-- Entries with page source code --
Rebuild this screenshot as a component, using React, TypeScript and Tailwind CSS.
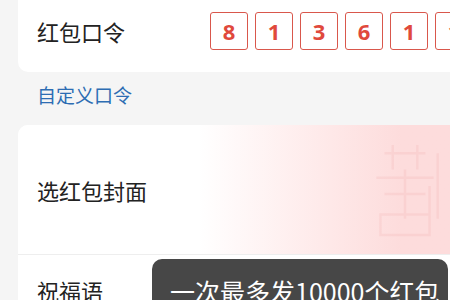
import React from 'react';

const code = ['8', '1', '3', '6', '1', '1'];

export default function App() {
  return (
    <div
      className="relative w-[450px] h-[300px] overflow-hidden bg-[#f5f5f5]"
      style={{ fontFamily: '"Noto Sans CJK SC", "Noto Sans", sans-serif' }}
    >
      {/* password card */}
      <div className="ml-[18px] mt-[-14px] w-[470px] h-[86px] bg-white rounded-[10px] flex items-center pl-[19px] pt-[4px]">
        <span className="block shrink-0 text-[22px] text-[#222] w-[173px] leading-none">红包口令</span>
        <div className="flex gap-[7px] shrink-0">
          {code.map((d, i) => (
            <div
              key={i}
              className="w-[38px] h-[38px] border-[1.5px] border-[#d9574c] rounded-[3px] flex items-center justify-center text-[#e0493c] text-[22px] font-bold"
              style={{ fontFamily: '"Noto Sans", sans-serif' }}
            >
              {d}
            </div>
          ))}
        </div>
      </div>

      <div className="pl-[37px] h-[53px] pt-[8px] text-[19px] text-[#2d6db3] leading-[30px]">自定义口令</div>

      {/* cover card */}
      <div className="ml-[18px] w-[450px] rounded-tl-[10px] overflow-hidden bg-white">
        <div className="relative h-[130px] flex items-center pl-[19px] bg-gradient-to-r from-white from-40% to-[#fddcdc] to-85% border-b border-[#eeeeee]">
          <svg className="absolute right-[18px] top-0 h-[130px] w-[90px] opacity-20" viewBox="0 0 110 130" fill="none" stroke="#f3a9a9" strokeWidth="3">
            <path d="M30 20 h50 M40 10 v30 M70 10 v30 M20 50 h70 M55 40 v60 M30 70 h50 M25 95 h60 v25 h-60 z M85 60 v50 M95 20 v80" />
          </svg>
          <span className="relative text-[22px] text-[#222] leading-none">选红包封面</span>
        </div>
        <div className="h-[60px] pl-[19px] pt-[24px] text-[22px] text-[#222] leading-none">祝福语</div>
      </div>

      {/* toast */}
      <div className="absolute left-[152px] top-[259px] w-[296px] h-[70px] bg-[#474747] rounded-[10px] pl-[18px] pt-[20px]">
        <span className="text-white text-[25px] leading-none whitespace-nowrap">一次最多发10000个红包</span>
      </div>
    </div>
  );
}
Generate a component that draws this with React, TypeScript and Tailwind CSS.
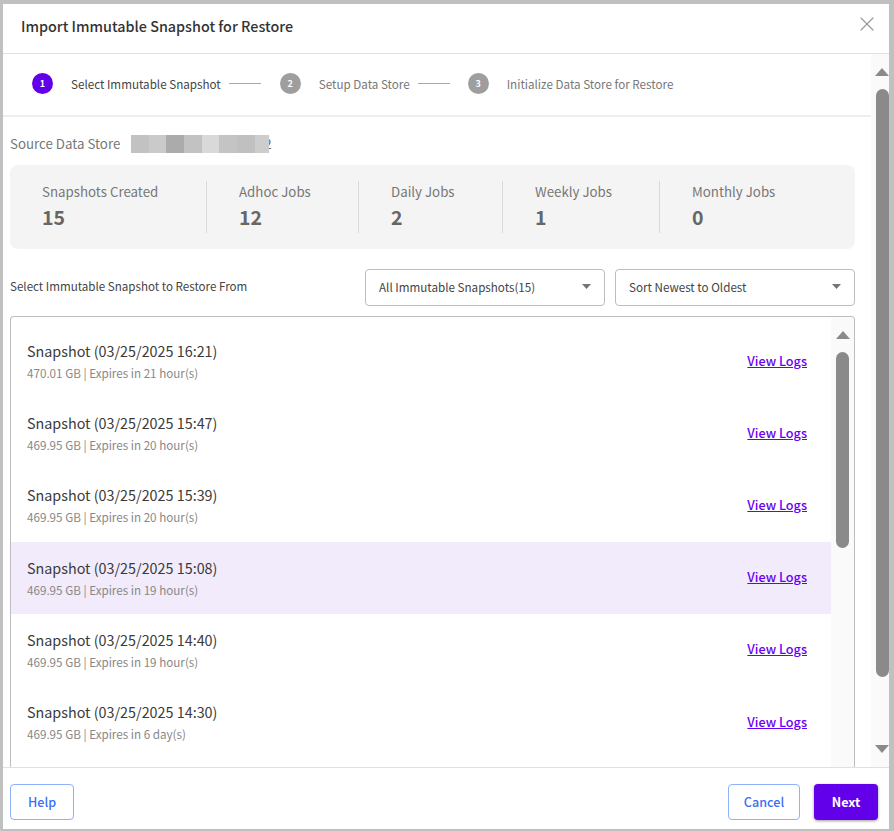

-- JOB --
Begin at the top of the records above and retype each line exactly until the line containing "const code = ['8', '1', '3', '6', '1', '1'];", which is included. Skip all pictures.

-- WRITTEN ANSWER --
Rebuild this screenshot as a component, using React, TypeScript and Tailwind CSS.
import React from 'react';

const code = ['8', '1', '3', '6', '1', '1'];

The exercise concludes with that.